Julie returned to Paris and the opera. When her ex-lover Marie Le Rochois retired Julie became her replacement as prima donna. There were a few more altercations with the law, usually involving herself and her old friend the Count d’Albret, and her continual verbal duels with Gabriel-Vincent Théverard, the singer who got her the job at the Paris Opera in the first place.

Life was relatively uneventful after that. In 1703 she met and fell in love with Marie Thérèse de Senneterre de Crussol d’Uzès (1670-1705), wife of the much older Louis, Marques of Florensac. Marie Thérèse was said to be the most beautiful woman in France. The two women became a couple. Marie Thérèse left her 68-year-old husband, and her two young children by him, and went to live with Julie until her death two years later.

Julie was heart-broken. She retired from the opera and from her swashbuckling activities. She may have decided that life wasn’t worth living without Marie Thérèse and set about putting all her affairs in order. This included reconciling herself with her husband. Remember him from Part 1? He was the unfortunate man who was packed off to the south of France to become a tax collector as soon as they had married.

It is ironic that her extraordinary life on an adventure all over France started with her setting fire to a convent, for it is in a convent that she spent the final two years of her life.

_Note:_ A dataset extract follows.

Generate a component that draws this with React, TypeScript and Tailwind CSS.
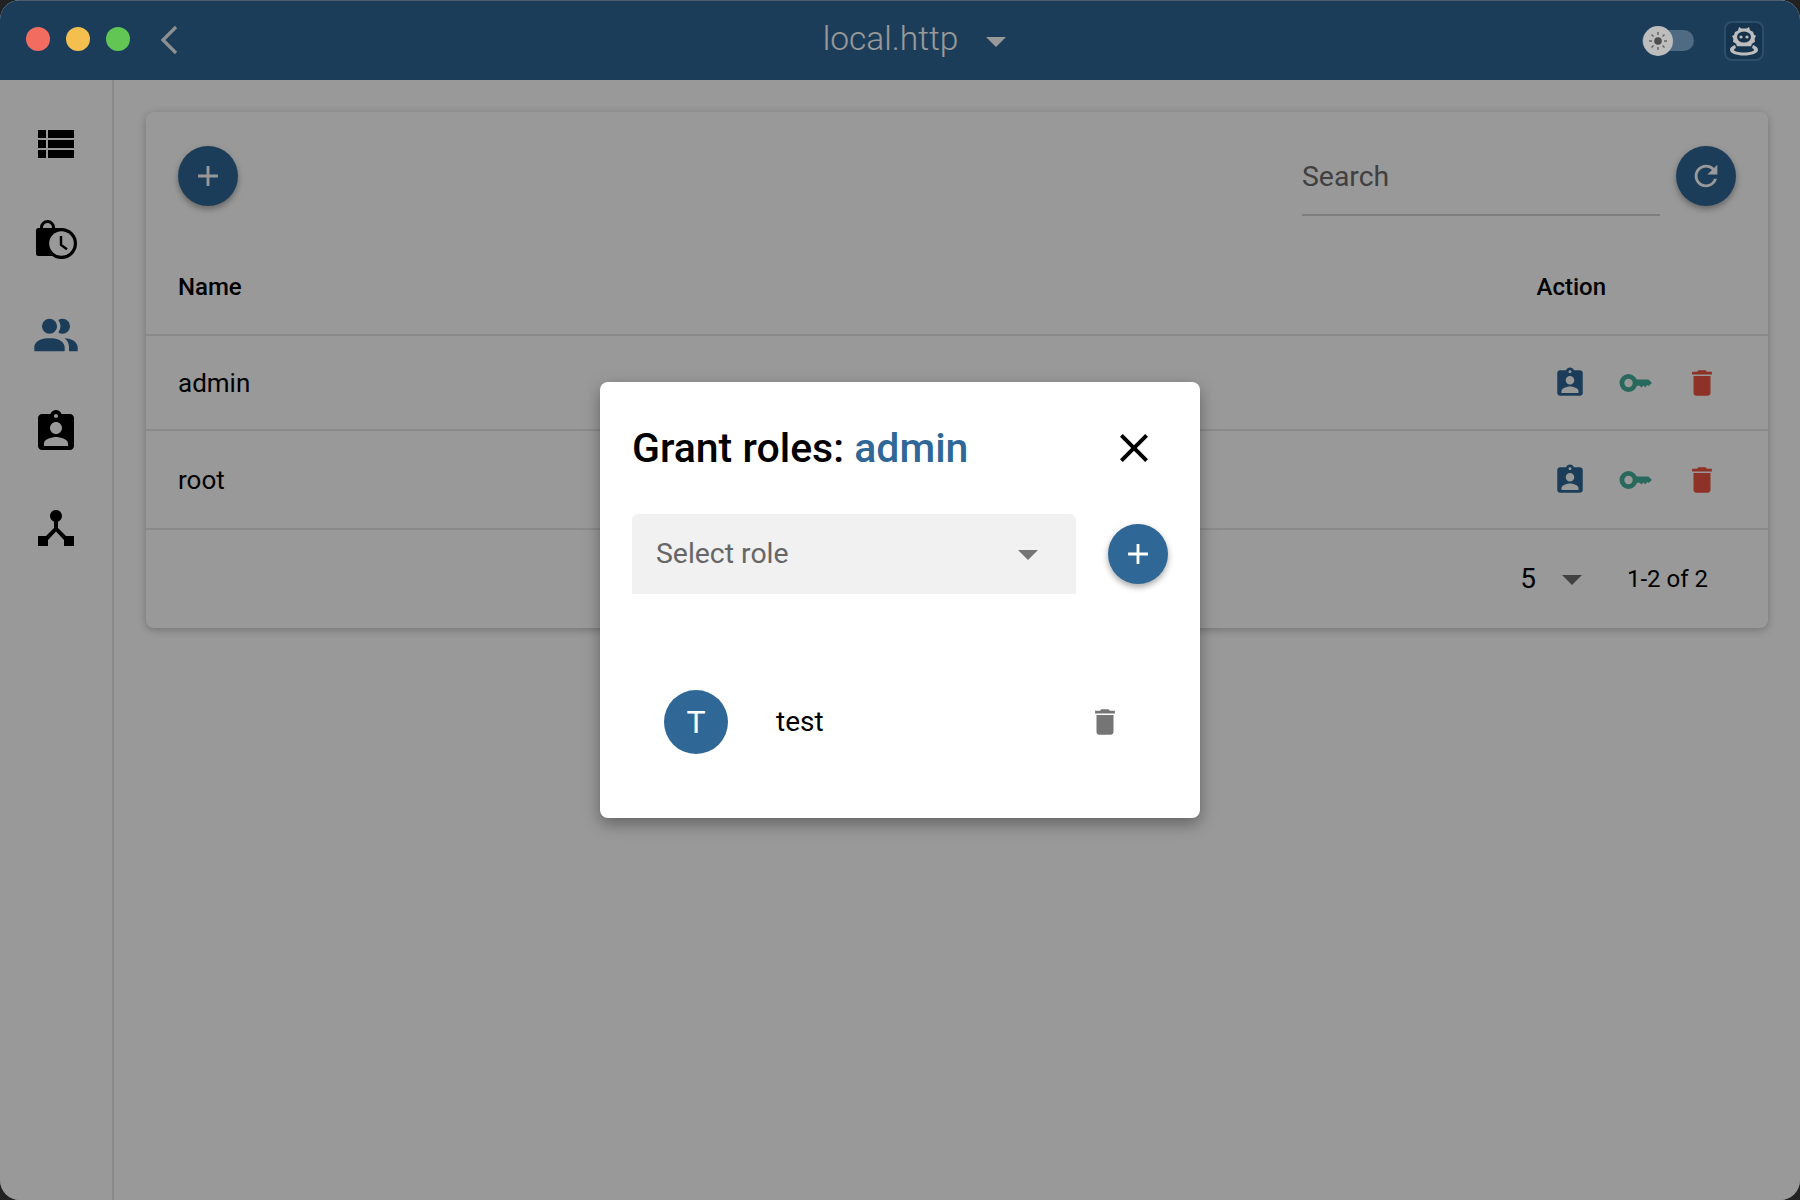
import { MdViewList, MdAssignmentInd, MdDeviceHub, MdDelete, MdAdd, MdRefresh, MdClose, MdArrowDropDown } from "react-icons/md";

function LockClock() {
  return (
    <svg width="48" height="48" viewBox="0 0 48 48" className="block">
      <path d="M8 12V11.500A7.500 7.500 0 0 1 15.500 4A7.500 7.500 0 0 1 23 11.500V13H20V11.500A4.500 4.500 0 0 0 15.500 7A4.500 4.500 0 0 0 11 11.500V12z" fill="#000" />
      <path d="M6.500 12H26a3 3 0 0 1 3 3v25H6.500a2.500 2.500 0 0 1-2.500-2.500V14.500A2.500 2.500 0 0 1 6.500 12z" fill="#000" />
      <circle cx="29.500" cy="27.500" r="15.500" fill="#000" />
      <circle cx="29.500" cy="27.500" r="12.300" fill="#fff" />
      <path d="M29 20v9l6 4.200" fill="none" stroke="#000" strokeWidth="2.400" />
    </svg>
  );
}

function People() {
  return (
    <svg width="52" height="52" viewBox="0 0 24 24" className="block" fill="currentColor">
      <path d="M16 17V19H2V17S2 13 9 13 16 17 16 17M12.500 7.500A3.500 3.500 0 1 0 9 11A3.500 3.500 0 0 0 12.500 7.500M15.940 13A5.320 5.320 0 0 1 18 17V19H22V17S22 13.370 15.940 13M15 4A3.390 3.390 0 0 0 13.070 4.590A5 5 0 0 1 13.070 10.410A3.390 3.390 0 0 0 15 11A3.500 3.500 0 0 0 15 4Z" />
    </svg>
  );
}

function Key() {
  return (
    <svg width="34" height="34" viewBox="0 0 34 34" className="block" fill="currentColor">
      <path fillRule="evenodd" d="M9.500 8a9 9 0 1 1 0 18a9 9 0 0 1 0-18zM9.500 12.800a4.200 4.200 0 1 0 0 8.400a4.200 4.200 0 0 0 0-8.400z" />
      <path d="M15 13.500H29.500L33 17L29.500 20L28 19L26.500 21.500L24.500 19.500L22.500 21.500L20.500 19.800H15z" />
    </svg>
  );
}

function Sun() {
  return (
    <svg width="24" height="24" viewBox="0 0 24 24" className="block">
      <circle cx="12" cy="12" r="3.800" fill="#4d4d4d" />
      <path d="M12 3v3M12 18v3M3 12h3M18 12h3M5.500 5.500l2 2M16.500 16.500l2 2M5.500 18.500l2-2M16.500 7.500l2-2" stroke="#666666" strokeWidth="1.500" fill="none" />
    </svg>
  );
}

function Mascot() {
  return (
    <svg width="30" height="32" viewBox="0 0 30 32" className="block">
      <path d="M10 2l2.400 1.600h5.200L20 2l1 3.200 3 1.600 1 3 2 1-1.400 3 .4 3-3 2-1 2.400H8l-1-2.400-3-2 .4-3L3 11l2-1 1-3 3-1.600z" fill="#bdbdbd" />
      <ellipse cx="15" cy="12" rx="7" ry="5.500" fill="#16324b" />
      <circle cx="12" cy="12" r="1.600" fill="#bdbdbd" />
      <circle cx="18" cy="12" r="1.600" fill="#bdbdbd" />
      <path d="M6 20c-4 1.400-5 3.400-5 5 0 3 6 5.500 14 5.500s14-2.500 14-5.500c0-1.600-1-3.600-5-5l-1 3c1.500.6 2 1.200 2 2 0 1.200-4 2.500-10 2.500s-10-1.300-10-2.500c0-.8.5-1.400 2-2z" fill="#bdbdbd" />
    </svg>
  );
}

function Fab({ children }: { children: React.ReactNode }) {
  return (
    <div className="flex h-[60px] w-[60px] shrink-0 items-center justify-center rounded-full bg-[#2f6796] text-white shadow-[0_3px_6px_rgba(0,0,0,0.35)]">
      {children}
    </div>
  );
}

function Side({ children, active }: { children: React.ReactNode; active?: boolean }) {
  return <div className={`flex h-[96px] items-center justify-center ${active ? "text-[#2f6796]" : "text-black"}`}>{children}</div>;
}

function Row({ name, h }: { name: string; h: string }) {
  return (
    <div className={`flex items-center border-b-2 border-[#e6e6e6] pl-8 ${h}`}>
      <div className="grow pt-[2px] text-[26px] text-black">{name}</div>
      <div className="flex items-center pr-[33px]">
        <div className="flex w-[66px] justify-center text-[#2f6796]"><MdAssignmentInd size={34} /></div>
        <div className="flex w-[66px] justify-center text-[#45ae9a]"><Key /></div>
        <div className="flex w-[66px] justify-center text-[#ed5240]"><MdDelete size={34} /></div>
      </div>
    </div>
  );
}

export default function App() {
  return (
    <div className="relative h-[1200px] w-[1800px] overflow-hidden bg-[#222222] font-['Roboto',sans-serif]">
      <div className="flex h-full w-full flex-col overflow-hidden rounded-[20px] bg-white">
        <header className="flex h-[80px] shrink-0 items-center border-t border-[#7f9cb5] bg-[#2f6796] pl-[26px] pr-[36px]">
          <div className="relative z-30 -mt-1 flex gap-[16px]">
            <span className="h-6 w-6 rounded-full bg-[#f26d60]" />
            <span className="h-6 w-6 rounded-full bg-[#f5bf4f]" />
            <span className="h-6 w-6 rounded-full bg-[#61c654]" />
          </div>
          <svg width="20" height="30" viewBox="0 0 20 30" className="-mt-0.5 ml-[30px]">
            <path d="M16 2L3 15l13 13" fill="none" stroke="#f0f0f0" strokeWidth="3.200" />
          </svg>
          <div className="flex grow items-center justify-center pl-[21px]">
            <span className="-mt-0.5 text-[33.500px] font-light text-white">local.http</span>
            <MdArrowDropDown size={48} className="ml-[14px] text-white" />
          </div>
          <div className="relative flex h-[21px] w-[52px] items-center rounded-full bg-[#84b1da]">
            <div className="absolute left-[1px] z-30 flex h-[30px] w-[30px] items-center justify-center rounded-full bg-[#bdbdbd]"><Sun /></div>
          </div>
          <div className="ml-[30px] flex h-10 w-10 items-center justify-center rounded-lg border-2 border-[#4b82b2] bg-[#265782]">
            <div className="relative z-30"><Mascot /></div>
          </div>
        </header>
        <div className="flex min-h-0 grow">
          <aside className="w-[114px] shrink-0 border-r-2 border-[#e6e6e6] pt-4">
            <Side><MdViewList size={48} /></Side>
            <Side><LockClock /></Side>
            <Side active><People /></Side>
            <Side><MdAssignmentInd size={48} /></Side>
            <Side><MdDeviceHub size={48} /></Side>
          </aside>
          <main className="grow p-8">
            <section className="rounded-lg bg-white shadow-[0_2px_8px_rgba(0,0,0,0.25)]">
              <div className="flex h-[126px] items-start px-8 pt-[34px]">
                <Fab><MdAdd size={34} /></Fab>
                <div className="grow" />
                <div className="flex h-[70px] w-[358px] items-center border-b-2 border-[#d0d0d0] pb-[6px] text-[28.400px] text-[#6b6b6b]">Search</div>
                <div className="ml-4"><Fab><MdRefresh size={34} /></Fab></div>
              </div>
              <div className="flex h-[98px] items-center border-b-2 border-[#e6e6e6] pl-8 pr-[162px] pt-[2px] text-[24px] font-medium text-black">
                <div className="grow">Name</div>
                <div>Action</div>
              </div>
              <Row name="admin" h="h-[95px]" />
              <Row name="root" h="h-[99px]" />
              <div className="flex h-[98px] items-center justify-end pr-[60px] text-black">
                <span className="text-[28px]">5</span>
                <MdArrowDropDown size={48} className="ml-[12px] text-[#6e6e6e]" />
                <span className="ml-[31px] text-[24px]">1-2 of 2</span>
              </div>
            </section>
          </main>
        </div>
      </div>
      <div className="absolute inset-0 z-20 flex items-center justify-center rounded-[20px] bg-black/40">
        <div className="w-[600px] rounded-lg bg-white p-8 pb-16 shadow-[0_6px_16px_rgba(0,0,0,0.35)]">
          <div className="flex h-[68px] items-center">
            <div className="grow pt-[2px] text-[41px] font-medium text-black">Grant roles: <span className="text-[#2f6796]">admin</span></div>
            <MdClose size={48} className="mr-[10px] text-black" />
          </div>
          <div className="mt-8 flex items-center gap-8">
            <div className="flex h-20 w-[444px] items-center rounded-t-md bg-[#f1f1f1] pl-6 pr-[24px] text-[28.400px] text-[#666666]">
              <span className="grow">Select role</span>
              <MdArrowDropDown size={48} className="text-[#757575]" />
            </div>
            <Fab><MdAdd size={34} /></Fab>
          </div>
          <div className="ml-8 mt-24 flex h-16 items-center">
            <div className="flex h-16 w-16 items-center justify-center rounded-full bg-[#2f6796] text-[32px] text-white">T</div>
            <div className="ml-12 grow text-[28px] text-black">test</div>
            <MdDelete size={34} className="mr-[46px] text-[#757575]" />
          </div>
        </div>
      </div>
    </div>
  );
}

Julie d’Aubigny’s reputation during her lifetime not only meant that she was a national celebrity but that stories about her were exaggerated through the years. From recent research undertaken by her biographers who have trawled through the archives to separate fact from fiction it seems that Julie’s life story needed no exaggeration and that on the face of it she did indeed lead an extraordinary life.